Minority and low-income residents of Berkeley, Calif., drank 21 percent less of the sugary stuff after the city implemented an excise tax, according to a study published on Tuesday in the American Journal of Public Health.

Researchers compared sugary drink sales in Berkeley from the four-month period of April 2014 through July 2014 to a five-month period the next year, just after the tax went into effect.

During that same period, soda sales in San Francisco and Oakland to minorities and low-income residents—who are likelier to consume sugary drinks and to suffer the health consequences— ticked up 4 percent.

The tax, approved by voters in November 2014 and implemented in March 2015, charges distributors an additional penny per ounce of sugar-sweetened beverages such as soda, sports drinks, and sweet teas.

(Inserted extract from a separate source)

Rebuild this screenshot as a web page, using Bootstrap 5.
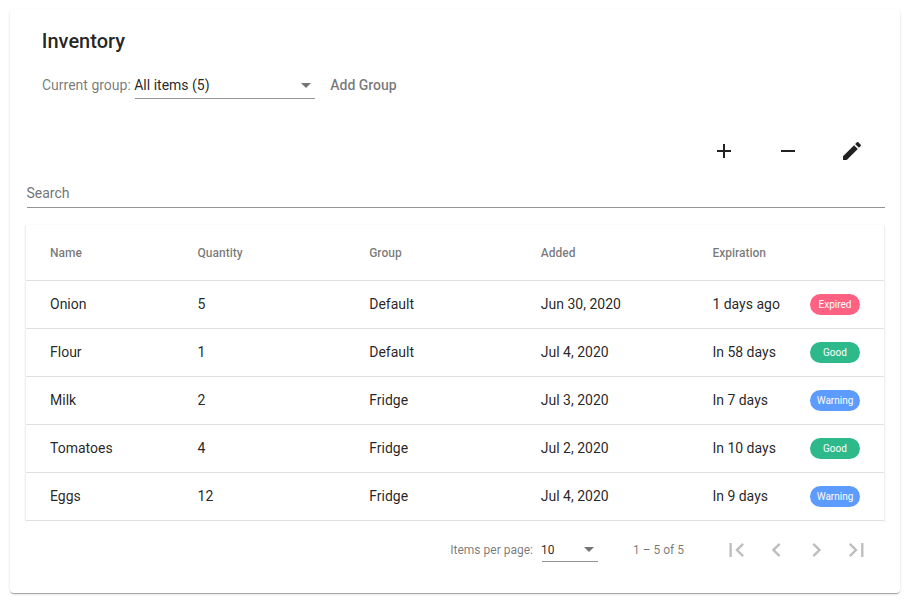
<!DOCTYPE html>
<html lang="en">
<head>
<meta charset="utf-8">
<meta name="viewport" content="width=device-width, initial-scale=1">
<title>Inventory</title>
<link href="https://cdn.jsdelivr.net/npm/bootstrap@5.3.0/dist/css/bootstrap.min.css" rel="stylesheet">
<style>
body { font-family: Roboto, "Liberation Sans", sans-serif; font-size: 14px; line-height: 20px; color: rgba(0,0,0,.87); background: #fff; }
.panel { margin: 10px; height: 583px; padding: 16px; border-radius: 4px; background: #fff; }
.raised { box-shadow: 0 2px 1px -1px rgba(0,0,0,.2), 0 1px 1px 0 rgba(0,0,0,.14), 0 1px 3px 0 rgba(0,0,0,.12); }
.title { font-size: 20px; font-weight: 500; line-height: 32px; margin: -1px 0 0 -.2px; }
.group-bar { height: 24px; margin-top: 16px; }
.picker { border-bottom: 1px solid #949494; color: rgba(0,0,0,.87); }
.group-picker { width: 180px; height: 26px; margin: 2px 0 0 4px; padding-bottom: 1px; }
.picker-value { margin-left: -.6px; }
.caret { width: 0; height: 0; border: 5px solid transparent; border-top-color: #757575; border-bottom: 0; margin-right: 4px; }
.plain { border: 0; background: none; padding: 0; color: inherit; }
.add-link { margin-left: 15.4px; font-weight: 500; }
.muted { color: rgba(0,0,0,.54); }
.tools { height: 36px; margin-top: 36px; }
.tools button { width: 64px; }
.search { display: block; width: 858px; height: 25px; margin: 14px 0 0 1px; padding: 0 0 5px; border: 0; border-bottom: 1px solid #949494; outline: 0; line-height: 20px; text-indent: -.5px; }
.search::placeholder { color: #757575; opacity: 1; }
.sheet { margin-top: 17px; height: 296px; }
.sheet table { table-layout: fixed; width: 100%; height: 296px; border-collapse: separate; border-spacing: 0; }
.sheet th, .sheet td { padding: 0; height: 48px; border-bottom: 1px solid #e0e0e0; vertical-align: middle; }
.sheet td { padding-bottom: 2px; }
.sheet th { height: 56px; font-size: 12px; font-weight: 500; color: rgba(0,0,0,.54); }
.sheet th:first-child, .sheet td:first-child { padding-left: 24px; }
.sheet td:last-child { padding-right: 24px; }
.tag { width: 50px; height: 21px; margin: 1px 0 -1px; border-radius: 11px; font-size: 10px; line-height: 21px; color: #fff; text-align: center; }
.tag-expired { background: #ff6183; }
.tag-good { background: #2eb98b; }
.tag-warning { background: #5c9bff; }
.pager { position: relative; height: 56px; padding: 2px 8px 0 0; font-size: 12px; background: #fff; }
.size-picker { width: 56px; height: 24px; margin: 0 35px 0 9px; }
.pager .picker-value { margin-left: -1px; }
.range { margin-right: 32px; }
.pager button { width: 40px; height: 40px; color: rgba(0,0,0,.26); }
svg { display: block; margin: auto; fill: currentColor; }
</style>
</head>
<body>
<main class="panel raised">
  <div class="px-3">
    <h1 class="title">Inventory</h1>
    <div class="group-bar d-flex align-items-center">
      <span class="muted">Current group:</span>
      <div class="picker group-picker d-flex align-items-center justify-content-between"><span class="picker-value">All items (5)</span><span class="caret"></span></div>
      <button class="plain add-link muted">Add Group</button>
    </div>
  </div>
  <div class="tools d-flex justify-content-end">
    <button class="plain" aria-label="Add"><svg width="24" height="24" viewBox="0 0 24 24"><path d="M19 13h-6v6h-2v-6H5v-2h6V5h2v6h6v2z"/></svg></button>
    <button class="plain" aria-label="Remove"><svg width="24" height="24" viewBox="0 0 24 24"><path d="M19 13H5v-2h14v2z"/></svg></button>
    <button class="plain" aria-label="Edit"><svg width="24" height="24" viewBox="0 0 24 24"><path d="M3 17.25V21h3.75L17.81 9.94l-3.75-3.75L3 17.25zM20.71 7.04c.39-.39.39-1.02 0-1.41l-2.34-2.34c-.39-.39-1.02-.39-1.41 0l-1.83 1.83 3.75 3.75 1.83-1.83z"/></svg></button>
  </div>
  <input class="search" type="text" placeholder="Search">
  <div class="sheet raised">
    <table>
      <thead><tr><th>Name</th><th>Quantity</th><th>Group</th><th>Added</th><th>Expiration</th></tr></thead>
      <tbody>
        <tr><td>Onion</td><td>5</td><td>Default</td><td>Jun 30, 2020</td><td><div class="d-flex justify-content-between align-items-center"><span>1 days ago</span><span class="tag tag-expired">Expired</span></div></td></tr>
        <tr><td>Flour</td><td>1</td><td>Default</td><td>Jul 4, 2020</td><td><div class="d-flex justify-content-between align-items-center"><span>In 58 days</span><span class="tag tag-good">Good</span></div></td></tr>
        <tr><td>Milk</td><td>2</td><td>Fridge</td><td>Jul 3, 2020</td><td><div class="d-flex justify-content-between align-items-center"><span>In 7 days</span><span class="tag tag-warning">Warning</span></div></td></tr>
        <tr><td>Tomatoes</td><td>4</td><td>Fridge</td><td>Jul 2, 2020</td><td><div class="d-flex justify-content-between align-items-center"><span>In 10 days</span><span class="tag tag-good">Good</span></div></td></tr>
        <tr><td>Eggs</td><td>12</td><td>Fridge</td><td>Jul 4, 2020</td><td><div class="d-flex justify-content-between align-items-center"><span>In 9 days</span><span class="tag tag-warning">Warning</span></div></td></tr>
      </tbody>
    </table>
  </div>
  <div class="pager muted d-flex align-items-center justify-content-end">
    <span>Items per page:</span>
    <div class="picker size-picker d-flex align-items-center justify-content-between"><span class="picker-value">10</span><span class="caret"></span></div>
    <span class="range">1 – 5 of 5</span>
    <button class="plain" aria-label="First page" disabled><svg width="28" height="28" viewBox="-.4 0 24 24"><path d="M18.41 16.59L13.82 12l4.59-4.59L17 6l-6 6 6 6zM6 6h2v12H6z"/></svg></button>
    <button class="plain" aria-label="Previous page" disabled><svg width="28" height="28" viewBox="-.4 0 24 24"><path d="M15.41 7.41L14 6l-6 6 6 6 1.41-1.41L10.83 12z"/></svg></button>
    <button class="plain" aria-label="Next page" disabled><svg width="28" height="28" viewBox="-.4 0 24 24"><path d="M10 6L8.59 7.41 13.17 12l-4.58 4.59L10 18l6-6z"/></svg></button>
    <button class="plain" aria-label="Last page" disabled><svg width="28" height="28" viewBox="-.4 0 24 24"><path d="M5.59 7.41L10.18 12l-4.59 4.59L7 18l6-6-6-6zM16 6h2v12h-2z"/></svg></button>
  </div>
</main>
<script src="https://cdn.jsdelivr.net/npm/bootstrap@5.3.0/dist/js/bootstrap.bundle.min.js"></script>
</body>
</html>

Nearly 70 percent of that cost is then passed on to consumers, an earlier study also conducted by researchers at the University of California-Berkeley's Nutrition Policy Institute found. 

Berkeley was the first U.S. city to pass a soda tax, following a campaign funded in part by former New York Mayor Michael Bloomberg, as well as a $1.7 million effort by Big Soda to defeat the measure. (Michael Bloomberg is the founder, majority owner and chief executive officer of Bloomberg LP, the parent of Bloomberg.com.)